De l’autre côté de l’Atlantique

La Mauritanie qui flirte avec la Chine et la Russie a aussi des relations privilégiées avec l’Alliance Atlantique Nord (OTAN), à laquelle elle a adhéré en 1995 à travers le Dialogue méditerranéen. Cette collaboration s’est d’ailleurs beaucoup intensifiée avec le renforcement des liens militaires et sécuritaires.

En janvier 2025, Javier Colomina, représentant l’OTAN, a visité Nouakchott dans le cadre de la lutte antiterroriste et pour sécuriser les frontières face à l’instabilité au Sahel. La Mauritanie est en effet qualifiée par l’OTAN comme « seul pays partenaire stable au Sahel ».
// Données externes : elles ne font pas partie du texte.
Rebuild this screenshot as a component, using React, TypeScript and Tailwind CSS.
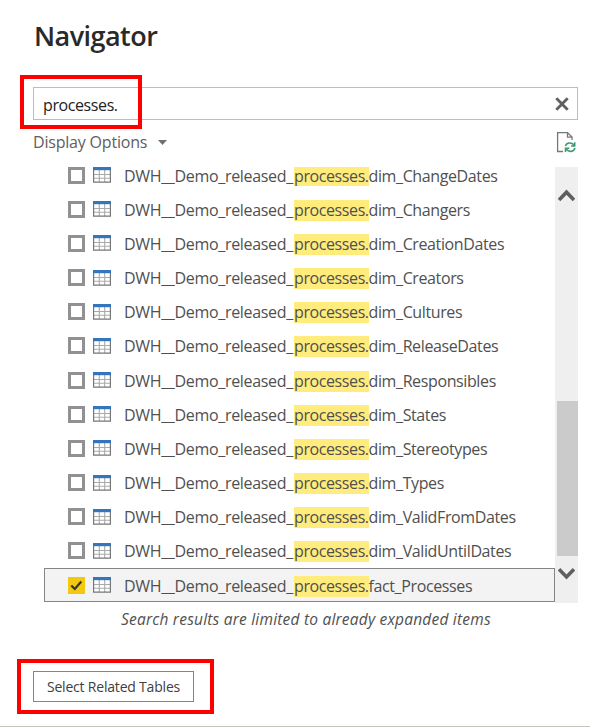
const rows = [
  { suffix: 'dim_ChangeDates', width: 131 },
  { suffix: 'dim_Changers', width: 103 },
  { suffix: 'dim_CreationDates', width: 137 },
  { suffix: 'dim_Creators', width: 95.5 },
  { suffix: 'dim_Cultures', width: 94 },
  { suffix: 'dim_ReleaseDates', width: 131 },
  { suffix: 'dim_Responsibles', width: 129 },
  { suffix: 'dim_States', width: 78.5 },
  { suffix: 'dim_Stereotypes', width: 120 },
  { suffix: 'dim_Types', width: 77 },
  { suffix: 'dim_ValidFromDates', width: 149.5 },
  { suffix: 'dim_ValidUntilDates', width: 146 },
  { suffix: 'fact_Processes', width: 103.5, selected: true },
];

function TableIcon() {
  return (
    <svg width="18" height="16" viewBox="0 0 18 16" className="ml-[8px] shrink-0">
      <rect x="0.5" y="0.5" width="17" height="15" fill="#fff" />
      <path d="M1 7.5H17M1 11.2H17M6.3 3V15M11.7 3V15" stroke="#aaa" strokeWidth="1.1" />
      <path d="M0.6 3V15.2H17.4V3" fill="none" stroke="#777" strokeWidth="1.2" />
      <rect width="18" height="3.2" fill="#3475bb" />
    </svg>
  );
}

function Checkbox({ checked }: { checked?: boolean }) {
  return checked ? (
    <span className="h-[17px] w-[17px] shrink-0 bg-[#f2c811]">
      <svg width="17" height="17" viewBox="0 0 17 17">
        <path d="M3.3 8.5L6.8 12L13.3 4.5" fill="none" stroke="#333" strokeWidth="2.2" />
      </svg>
    </span>
  ) : (
    <span className="h-[17px] w-[17px] shrink-0 border-[3px] border-[#919191] bg-white" />
  );
}

function Row({ suffix, width, selected, first }: { suffix: string; width: number; selected?: boolean; first?: boolean }) {
  return (
    <div
      className={
        'flex h-[34.18px] shrink-0 items-center border-[1.5px] pl-[23px] ' +
        (selected ? 'border-[#858585] bg-[#f3f3f3]' : 'border-transparent')
      }
    >
      <Checkbox checked={selected} />
      <TableIcon />
      <div className="ml-[13px] mt-[2px] flex items-center whitespace-nowrap text-[16px] leading-[21px] text-[#505050]">
        <span className="w-[170px] tracking-[-0.33px]">DWH__Demo_released_</span>
        <span className={'w-[74.5px] bg-[#ffec7c] tracking-[-0.4px] ' + (first ? 'h-[19px] leading-[19px]' : 'h-[21px]')}>processes.</span>
        <span className="tracking-[-0.38px]" style={{ width }}>{suffix}</span>
      </div>
    </div>
  );
}

export default function App() {
  return (
    <div className="relative flex h-[727px] w-[590px] flex-col overflow-hidden border-b border-[#c5c5bd] bg-white font-['Open_Sans','Noto_Sans',sans-serif]">
      <h1 className="ml-[34px] mt-[16px] h-[40px] text-[27px] font-semibold leading-[40px] tracking-[-0.55px] text-[#292929]">Navigator</h1>
      <div className="ml-[33px] mt-[31px] flex h-[33px] w-[545px] items-center justify-between border border-[#bdbdbd] pl-[9px] pr-[8px]">
        <span className="mt-[2px] text-[16px] tracking-[-0.4px] text-[#222]">processes.</span>
        <svg width="14" height="14" viewBox="0 0 14 14">
          <path d="M1.3 1.3L12.7 12.7M12.7 1.3L1.3 12.7" stroke="#606060" strokeWidth="2.8" />
        </svg>
      </div>
      <div className="ml-[33px] mt-[9px] flex h-[26px] w-[544px] items-center text-[16px] text-[#606060]">
        <span className="w-[115px] whitespace-nowrap tracking-[-0.2px]">Display Options</span>
        <svg width="9" height="5" viewBox="0 0 9 5" className="ml-[10px]">
          <path d="M0 0H9L4.5 5Z" fill="#707070" />
        </svg>
        <svg width="21" height="22" viewBox="0 0 21 22" className="ml-auto">
          <path d="M7 20.5H1.6V1.6H11.5L16 6V9M11.5 1.6V6.2H16" fill="none" stroke="#777" strokeWidth="1.3" />
          <path d="M9.5 15C10.5 11.5 15.5 11 18 14M18.7 11.3V15H15M19 17C17.8 21 13 21.5 10.3 18.3M9.5 21V17.2H13.4" fill="none" stroke="#439b76" strokeWidth="1.6" />
        </svg>
      </div>
      <div className="ml-[44px] mt-[12px] flex h-[436px] w-[534px] justify-between">
        <div className="-mt-[9px] flex w-[511px] flex-col">
          {rows.map((row, index) => <Row key={row.suffix} {...row} first={index === 0} />)}
        </div>
        <div className="flex w-[23px] flex-col items-center bg-[#efefef]">
          <svg width="17" height="14" viewBox="0 0 17 14" className="mt-[21px]">
            <path d="M1 12L8.5 4.2L16 12" fill="none" stroke="#5f5f5f" strokeWidth="3.6" />
          </svg>
          <div className="ml-px mt-[199px] h-[155px] w-[21px] bg-[#cbcbcb]" />
          <svg width="17" height="14" viewBox="0 0 17 14" className="mt-[11px]">
            <path d="M1 2.2L8.5 10L16 2.2" fill="none" stroke="#5f5f5f" strokeWidth="3.6" />
          </svg>
        </div>
      </div>
      <p className="ml-[121px] mt-[4px] h-[24px] w-[370px] whitespace-nowrap text-[15.5px] italic leading-[24px] tracking-[0.21px] text-[#505050]">
        Search results are limited to already expanded items
      </p>
      <button className="ml-[33px] mt-[40px] h-[31px] w-[161px] whitespace-nowrap border border-[#858585] text-[14px] tracking-[-0.2px] text-[#404040]">
        Select Related Tables
      </button>
      <div className="absolute left-[20px] top-[75px] h-[54px] w-[122px] border-4 border-[#ff0000]" />
      <div className="absolute left-[17px] top-[659px] h-[55px] w-[197px] border-4 border-[#ff0000]" />
    </div>
  );
}
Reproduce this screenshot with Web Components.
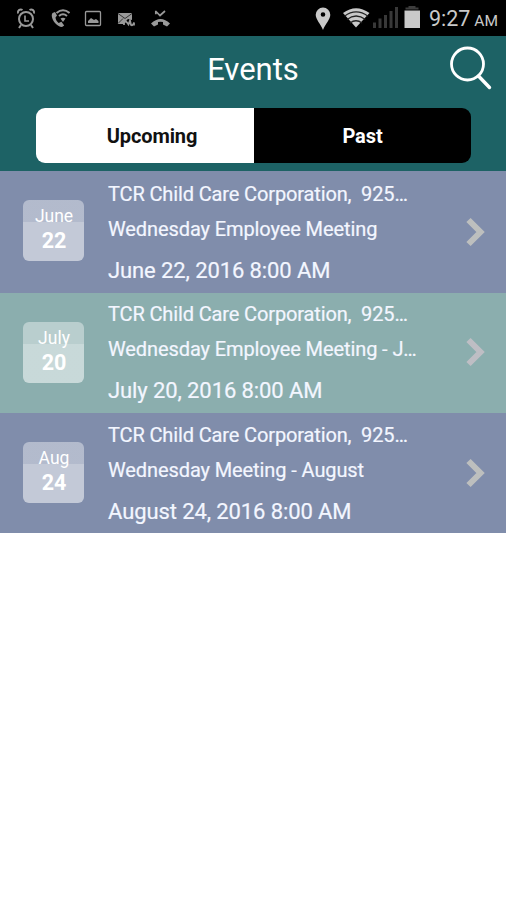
<!DOCTYPE html>
<html lang="en">
<head>
<meta charset="utf-8">
<title>Events</title>
<style>
    body{
        margin: 0;
        background: #fff;
        font-family: Roboto, sans-serif;
    }
</style>
</head>
<body>

<status-bar time="9:27" period="AM"></status-bar>
<events-header>
    Events
    <segment-tabs slot="tabs">
        <span slot="left">Upcoming</span>
        <span slot="right">Past</span>
    </segment-tabs>
</events-header>
<event-list>
    <event-row month="June" day="22" class="first">
        <span slot="place">TCR Child Care Corporation,&nbsp; 925…</span>
        <span slot="name">Wednesday Employee Meeting</span>
        <span slot="date">June 22, 2016 8:00 AM</span>
    </event-row>
    <event-row month="July" day="20" class="alt">
        <span slot="place">TCR Child Care Corporation,&nbsp; 925…</span>
        <span slot="name">Wednesday Employee Meeting - J…</span>
        <span slot="date">July 20, 2016 8:00 AM</span>
    </event-row>
    <event-row month="Aug" day="24">
        <span slot="place">TCR Child Care Corporation,&nbsp; 925…</span>
        <span slot="name">Wednesday Meeting - August</span>
        <span slot="date">August 24, 2016 8:00 AM</span>
    </event-row>
</event-list>

<script>
function attach(el, html){
    const template = document.createElement('template');
    template.innerHTML = html;
    el.attachShadow({ mode: 'open' });
    el.shadowRoot.appendChild(template.content.cloneNode(true));
}

class StatusBar extends HTMLElement{
    constructor(){
        super();
        attach(this, `
<style>
    :host{
        display: flex;
        justify-content: space-between;
        height: 36px;
        box-sizing: border-box;
        padding: 0 8px 0 16px;
        background: #000;
        color: #c9c9c9;
    }
    .icons, .system{
        display: flex;
        align-items: center;
    }
    .icons{
        gap: 14px;
        color: #999;
    }
    svg{
        display: block;
    }
    .time{
        margin-left: 8px;
        font-size: 21.5px;
        line-height: 36px;
        white-space: nowrap;
        padding-top: 3px;
    }
    .time small{
        font-size: 15.5px;
        margin-left: 4px;
    }
</style>
<div class="icons">
    <svg width="20" height="36" viewBox="0 0 20 36" fill="none" stroke="currentColor" stroke-width="2">
        <circle cx="10" cy="19" r="7"/>
        <path d="M2 13.5a3 3 0 0 1 4.500-3.500M18 13.500a3 3 0 0 0-4.500-3.500M5 25l-2 3M15 25l2 3"/>
        <path d="M9 15.500v5.500h4" stroke-width="1.600"/>
    </svg>
    <svg width="20" height="36" viewBox="0 0 20 36" fill="none" stroke="currentColor">
        <path d="M2.500 13C-.500 17 6 27 12 27l2.200-1.500-2.800-3.700-2.700 1.200c-2-1.500-3-3.500-3.200-5.500l1.500-2-2-3.500z" fill="currentColor" stroke="none"/>
        <path d="M6.500 13Q13 7.500 19.500 13M9 16q4-3.500 8 0" stroke-width="2"/>
        <path d="M10.500 18.500q2.500-1.500 5 0L13 22z" fill="currentColor" stroke="none"/>
    </svg>
    <svg width="18" height="36" viewBox="0 0 18 36" fill="none" stroke="currentColor">
        <rect x="1.500" y="11.500" width="15" height="14" rx="1" stroke-width="1.300"/>
        <path d="M4 23v-2l3-3 3 2 2-1 2.500 2v2z" fill="currentColor" stroke="none"/>
    </svg>
    <svg width="20" height="36" viewBox="0 0 20 36" fill="none" stroke="currentColor">
        <path d="M2 13h14v7l-4-1-3 3-1 2H2z" fill="currentColor" stroke="none"/>
        <path d="M2 13.500l7 5 7-5M2 23.500l5-5" stroke="#333" stroke-width="1"/>
        <path d="M8 25v-2.500q1.500-2 3 0l1.500 2 1.500-4 1 4.500q2 1 3-2.500v3" stroke-width="1.800"/>
    </svg>
    <svg width="20" height="36" viewBox="0 0 20 36" fill="none" stroke="currentColor">
        <path d="M6 11.500l4 4 5-4.500M5.800 10.800v3.500" stroke-width="1.700"/>
        <path d="M1 23.500q9.500-9 19 0l-3 3-4-2v-2.500q-2.500-.700-5 0v2.500l-4 2z" fill="currentColor" stroke="none"/>
    </svg>
</div>
<div class="system">
    <svg width="106" height="36" viewBox="0 0 106 36" fill="currentColor">
        <path fill-rule="evenodd" d="M8 7.500a7.300 7.300 0 0 0-7.300 7.300c0 5 5 9 7.300 15.200 2.300-6.200 7.300-10.200 7.300-15.200a7.300 7.300 0 0 0-7.300-7.300zm0 4.700a2.300 2.300 0 1 1 0 4.600 2.300 2.300 0 0 1 0-4.600z"/>
        <path d="M28 13Q41 3.500 54.500 13L41 27.500z"/>
        <path d="M29.500 16.200q11.500-8.500 23.500 0M32 19.500q9-7 18.500 0M35 23q6-4.500 12 0" fill="none" stroke="#222" stroke-width="1.300"/>
        <path d="M58 22.500h3v5.500h-3zM63.500 18.500h3V28h-3zM69 15h3v13h-3zM74.500 11h3v17h-3zM80 7h3v21h-3z" fill="#383838"/>
        <path d="M89.500 10.500h15.500V28H89.500z"/>
        <path d="M93.500 6h7v1.500h3v2h-13v-2h3z" fill="#3d3d3d"/>
    </svg>
    <div class="time"><span></span><small></small></div>
</div>`);
        this.shadowRoot.querySelector('.time span').textContent = this.getAttribute('time');
        this.shadowRoot.querySelector('.time small').textContent = this.getAttribute('period');
    }
}

class EventsHeader extends HTMLElement{
    constructor(){
        super();
        attach(this, `
<style>
    :host{
        display: block;
        height: 135px;
        box-sizing: border-box;
        background: #1d6265;
        color: #fff;
    }
    .bar{
        display: grid;
        grid-template-columns: 60px 1fr 60px;
        height: 72px;
    }
    h1{
        margin: 0;
        font-size: 31px;
        font-weight: 400;
        line-height: 67px;
        text-align: center;
    }
    svg{
        display: block;
    }
</style>
<div class="bar">
    <span></span>
    <h1><slot></slot></h1>
    <svg width="60" height="72" viewBox="0 0 60 72" fill="none" stroke="#fff" stroke-linecap="round">
        <circle cx="21.500" cy="28" r="16" stroke-width="2.800"/>
        <path d="M32.500 40L43.500 51.500" stroke-width="3.400"/>
    </svg>
</div>
<slot name="tabs"></slot>`);
    }
}

class SegmentTabs extends HTMLElement{
    constructor(){
        super();
        attach(this, `
<style>
    :host{
        display: grid;
        grid-template-columns: 218px 217px;
        height: 55px;
        margin: 0 35px 0 36px;
        border-radius: 9px;
        overflow: hidden;
        font-size: 20px;
        font-weight: 700;
        line-height: 56px;
        letter-spacing: -.1px;
        text-align: center;
    }
    .on{
        padding-left: 14px;
        background: #fff;
        color: #111;
    }
    .off{
        background: #000;
        color: #fff;
    }
</style>
<div class="on"><slot name="left"></slot></div>
<div class="off"><slot name="right"></slot></div>`);
    }
}

class EventList extends HTMLElement{
    constructor(){
        super();
        attach(this, `
<style>
    :host{
        display: grid;
        grid-template-rows: 121.500px 120.500px 120px;
    }
</style>
<slot></slot>`);
    }
}

class EventRow extends HTMLElement{
    constructor(){
        super();
        attach(this, `
<style>
    :host{
        display: grid;
        grid-template-columns: 85px 1fr 60px;
        column-gap: 23px;
        background: #808dab;
        color: #f3f6ff;
        --arrow: #bdbfbe;
        --top: 10px;
    }
    :host(.first){
        --top: 11px;
    }
    :host(.alt){
        background: #8baeae;
        --arrow: #bebec4;
        --top: 9px;
    }
    .badge{
        width: 61px;
        height: 61px;
        margin: 29px 0 0 23px;
        border-radius: 6px;
        overflow: hidden;
        text-align: center;
        color: #fff;
        background: linear-gradient(rgba(255,255,255,.4) 22px, rgba(255,255,255,.53) 22px);
    }
    .month{
        font-size: 17.5px;
        line-height: 21px;
        padding: 6px 0 0 1px;
    }
    .day{
        font-size: 21.5px;
        font-weight: 700;
        line-height: 28px;
        padding-left: 1px;
    }
    .text{
        white-space: nowrap;
        -webkit-text-stroke: .2px;
    }
    .text div{
        font-size: 20px;
        line-height: 24px;
    }
    .text .place{
        padding-top: var(--top);
        letter-spacing: -.13px;
    }
    .text .name{
        padding-top: 11px;
        letter-spacing: -.1px;
    }
    .text .date{
        font-size: 22px;
        padding-top: 18px;
        letter-spacing: -.1px;
    }
    svg{
        display: block;
        margin-top: calc(var(--top) + 35px);
    }
</style>
<div class="badge">
    <div class="month"></div>
    <div class="day"></div>
</div>
<div class="text">
    <div class="place"><slot name="place"></slot></div>
    <div class="name"><slot name="name"></slot></div>
    <div class="date"><slot name="date"></slot></div>
</div>
<svg width="60" height="30" viewBox="0 0 60 30" fill="none">
    <path d="M22.500 3L34.500 15 22.500 27" stroke="var(--arrow)" stroke-width="6"/>
</svg>`);
        this.shadowRoot.querySelector('.month').textContent = this.getAttribute('month');
        this.shadowRoot.querySelector('.day').textContent = this.getAttribute('day');
    }
}

window.customElements.define('status-bar', StatusBar);
window.customElements.define('events-header', EventsHeader);
window.customElements.define('segment-tabs', SegmentTabs);
window.customElements.define('event-list', EventList);
window.customElements.define('event-row', EventRow);
</script>
</body>
</html>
Une diplomatie d’équilibre

Tenaillée entre l’Occident et le Sud Global, deux camps antinomiques qui se livrent une bataille feutrée par proxy interposés, la Mauritanie est obligée de naviguer entre les eaux troubles des supers puissances. Elle s’y prend pour le moment avec beaucoup de tact, nouant des partenariats avec les deux camps.

La Russie vise les gisements de gaz de BirAllah avec ses 2,2 billions de mètres-cubes de réserves et dont le développement prévu en 2028 placerait la Mauritanie parmi les premiers exportateurs africains de GNL. Cela, sans compter les autres accords miniers en discussion.

Les pays occidentaux, la France, les Etats-Unis, l’Espagne, entre autres, courtisent aussi Nouakchott pour moult raisons, militaires, sécuritaires et économiques, notamment.

Mais les tensions entre la Russie et l’OTAN, face aux menaces de Wagner au Mali et l’insécurité sur le « flanc sud » de l’Alliance au Sahel, mettent la Mauritanie au cœur de la fournaise, surtout avec l’incitation au renforcement des bases militaires otaniens sur son sol.

Même si la Mauritanie a déjà signé en 2021 un accord militaire avec Moscou. Même si la Mauritanie est le premier partenaire commercial de la Chine avec 75% d’importations.